On one occasion he called the cardinal "the Grand Turk," and the remark was reported to his mother, who sent for him and scolded him severely for it. The queen-regent did not share the general dislike of the minister, for they were on the most intimate terms of friendship. It was not a matter of record, but it was believed by many, that Mazarin had been privately married to Anne of Austria. The minister had brought his relatives to Paris, where he was in a situation to advance their fortunes. One of his youngest nephews had been appointed an _enfant d'honneur_ of the king, who did not confine his dislike to the minister, but extended it to his family. Two of these were designated to remain with his majesty when he went to bed, and Laporte had been instructed by the queen to give each of them a stand with two candles in it, as an emblem of office and a token of honor. The king had the selection, and he forbade Laporte to give it to the young Mazarin.
The minister was one of the most adroit and cunning diplomats of his time, or any time. He was an Italian by birth, and had been in the military and diplomatic service of the Pope, in which capacity he had been recognized as a man of transcendent abilities by Richelieu, who had retained him in France, where he became a naturalized Frenchman. He was the most obsequious of courtiers, and he made himself indispensable to the queen, who nominally wielded the executive power of the government. He filled one of the most difficult political positions imaginable, and did it with consummate skill, though he very nearly sacrificed himself to the indignation of the people and the nobility in the accomplishment of his purposes.
Richelieu had deprived the representatives of the people of many of their powers and liberties, and the Parliament had attempted to recover them under Mazarin. He caused their leaders to be arrested, which initiated the war of the Fronde, consisting more of a series of riots than of organized warfare. This disturbance compelled the court to retire to St. Germain, where Louis was born. The young king was conveyed there under the protection of the Royal Guard, which forms an exciting scene in the series of Dumas, Pere, "Les Trois Mousquetaires." Though humiliated and banished, Mazarin triumphed in the end. He had the hardihood to arrest the Great Conde, who had made the rebellion a success at one time. The minister was driven from the seat of his power into exile; but diplomacy accomplished what soldiers could not, and after an absence of a year he returned, and established himself so securely that he held his office to the day of his death.
Under Mazarin's direction and skilful intriguing at home and abroad, the influence of France was largely increased beyond her own borders, and the way was paved for triumphs to be achieved after he had himself passed away. In the family, as it were, of such a statesman and such an intriguer, were passed the earliest years of the life of Louis XIV. As the skilful diplomat had overcome the people and the nobility, changing them from the bitterest foes to at least the semblance of friends, so the hatred of the young king was buried under his respect for the vast ability of the minister.

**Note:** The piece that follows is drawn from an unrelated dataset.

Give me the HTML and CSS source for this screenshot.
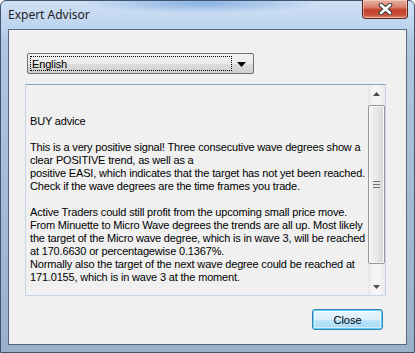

Louis was brought up in the midst of political storms and in the turmoil of civil war. Mazarin was avaricious, and carried his economical notions in household matters to a ridiculous extent, limiting the young king's wardrobe, furniture, garments for underwear and bed use, so that some of the latter did not half cover the limbs of the growing boy, and he was compelled to sleep on a bed covered with ragged sheets. He was a bright boy, and being a king, he realized that he was not supported in the style that became his exalted condition. He was inclined to military recreations and to athletic exercises. He came very early to an understanding of what was necessary to support his character as the ruler of a great nation, and as a boy he cultivated the graces of social life, and was always a gentleman. He was a good horseman, and delighted in this exercise.

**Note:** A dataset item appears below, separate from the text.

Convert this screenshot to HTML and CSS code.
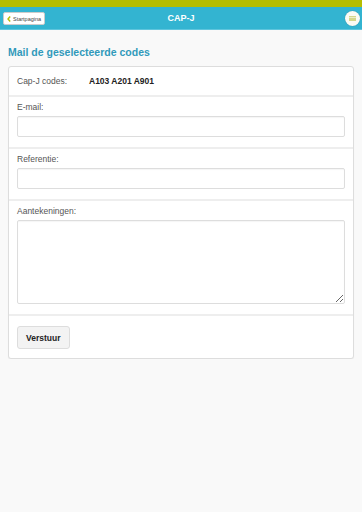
FILE: index.html
```html
<!DOCTYPE html>
<html lang="nl">
<head>
  <meta charset="UTF-8">
  <meta name="viewport" content="width=device-width, initial-scale=1.0">
  <title>CAP-J</title>
  <link rel="stylesheet" href="styles.css">
</head>
<body>
  <div class="topbar"></div>
  <div class="header">
    <a class="back-btn" href="#">
      <svg class="chevron" width="4" height="6" viewBox="0 0 4 6"><path d="M3.2 0.5 L1 3 L3.2 5.5" fill="none" stroke="#b5bd00" stroke-width="1.4"/></svg>
      Startpagina
    </a>
    <span class="title">CAP-J</span>
    <a class="menu-btn" href="#">
      <span class="menu-lines"></span>
    </a>
  </div>

  <div class="content">
    <h2 class="page-title">Mail de geselecteerde codes</h2>
    <form class="card">
      <div class="row codes-row">
        <span class="codes-label">Cap-J codes:</span>
        <strong class="codes">A103 A201 A901</strong>
      </div>
      <div class="row">
        <label for="email">E-mail:</label>
        <input id="email" type="text">
      </div>
      <div class="row">
        <label for="ref">Referentie:</label>
        <input id="ref" type="text">
      </div>
      <div class="row">
        <label for="notes">Aantekeningen:</label>
        <textarea id="notes"></textarea>
      </div>
      <div class="row button-row">
        <button type="button" class="send-btn">Verstuur</button>
      </div>
    </form>
  </div>
</body>
</html>
```

FILE: styles.css
```css
body {
  font-family: "Liberation Sans", Arial, sans-serif;
  background-color: #f9f9f9;
  margin: 0;
  padding: 0;
  color: #333;
}
.topbar {
  height: 7px;
  background-color: #b5bd00;
}
.header {
  height: 22px;
  background-color: #33b4d1;
  border-bottom: 1px solid #5fc5dd;
  display: flex;
  align-items: center;
  justify-content: space-between;
  padding: 0 2px 0 3px;
  position: relative;
}
.back-btn {
  display: flex;
  align-items: center;
  gap: 2px;
  height: 11px;
  padding: 0 3px 0 3px;
  background: #fff;
  border: 1px solid #ccc;
  border-radius: 2px;
  font-size: 5.5px;
  color: #444;
  text-decoration: none;
  margin-top: 1px;
}
.title {
  position: absolute;
  left: 0;
  right: 0;
  text-align: center;
  color: #fff;
  font-weight: bold;
  font-size: 9px;
  pointer-events: none;
}
.menu-btn {
  width: 15px;
  height: 15px;
  border-radius: 50%;
  background: #fbfbf4;
  display: flex;
  align-items: center;
  justify-content: center;
  margin-top: 1px;
  box-shadow: 0 0 1px rgba(0,0,0,0.3);
}
.menu-lines {
  width: 7px;
  height: 5px;
  background: linear-gradient(#d4d78a 0 1.5px, #ecedc8 1.5px 2px, #d4d78a 2px 3px, #ecedc8 3px 3.5px, #d4d78a 3.5px 5px);
}
.content {
  padding: 0 8px;
}
.page-title {
  color: #3199bb;
  font-size: 10.5px;
  font-weight: bold;
  margin: 0;
  padding: 16px 0 8px 0;
  line-height: 12px;
}
.card {
  background: #fff;
  border: 1px solid #ddd;
  border-radius: 3px;
  box-shadow: 0 1px 1px rgba(0,0,0,0.05);
  margin: 0;
}
.row {
  display: flex;
  flex-direction: column;
  padding: 5px 8px 10px 8px;
  border-top: 2px solid #eee;
}
.row:first-child {
  border-top: none;
}
.row label {
  font-size: 8.5px;
  line-height: 10px;
  color: #555;
  margin-bottom: 4px;
}
.codes-row {
  flex-direction: row;
  align-items: center;
  padding: 9px 8px 9px 8px;
  font-size: 8.5px;
  line-height: 10px;
}
.codes-label {
  width: 72px;
  color: #555;
}
.codes {
  color: #222;
}
input,
textarea {
  box-sizing: border-box;
  width: 100%;
  border: 1px solid #ddd;
  border-radius: 2px;
  box-shadow: inset 0 1px 1px rgba(0,0,0,0.04);
  margin: 0;
  font-family: inherit;
}
input {
  height: 21px;
}
textarea {
  height: 84px;
  resize: vertical;
  display: block;
}
.button-row {
  flex-direction: row;
  padding: 10px 8px 9px 8px;
}
.send-btn {
  height: 23px;
  padding: 0 8px;
  background: #f3f3f3;
  border: 1px solid #ddd;
  border-radius: 3px;
  font-family: inherit;
  font-size: 8.5px;
  font-weight: bold;
  color: #222;
}
```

The civil war had "hunted him from pillar to post," and it was not till he was a dozen years old that he was permanently settled down in Paris. All these events of his early life had left a powerful impression upon his mind. It was the custom for the children of honor and the king to exchange little presents among themselves. One of these gifts to the juvenile monarch was a golden cannon drawn by a flea, which seemed to indicate a knowledge of his tastes. Another present was a case of surgical instruments, containing all the implements, but weighing only a few grains; and doubtless it suggested the horrors of the battle-field. Another present was a miniature sword of agate, ornamented with gold and rubies. These were all given to him by the same young noble; in return for them Louis was willing to lend the giver the cross-bow of which he made use himself.
"Kings give what they lend, sire," interposed a governess; and then Louis presented it to him, wishing it was something more valuable; for his pocket-money evidently did not permit him to indulge in such expensive gifts as those he had received; but such as they were, he gave them with his whole heart. The recipient of the gift kept it, and regarded it as vastly more valuable than if it had been covered with gold and diamonds from another.
September 7, 1651, was a memorable day in the annals of France, and if it was not marked by the popular rejoicings which had greeted the birth of the king, it was because the people were worn out by the war of the Frondeurs. The grand master of ceremonies had notified the Parliament that Louis XIV. would take the "seat of justice," the place of the monarch in this body on solemn and important occasions, on that day, for the purpose of declaring his majority, and assuming the government. There was a great deal of simple fiction in the formalities, for his majesty was only a boy of fourteen, with far less education than is usually obtained by one of that age at the present time, and was incapable of ruling over a great nation.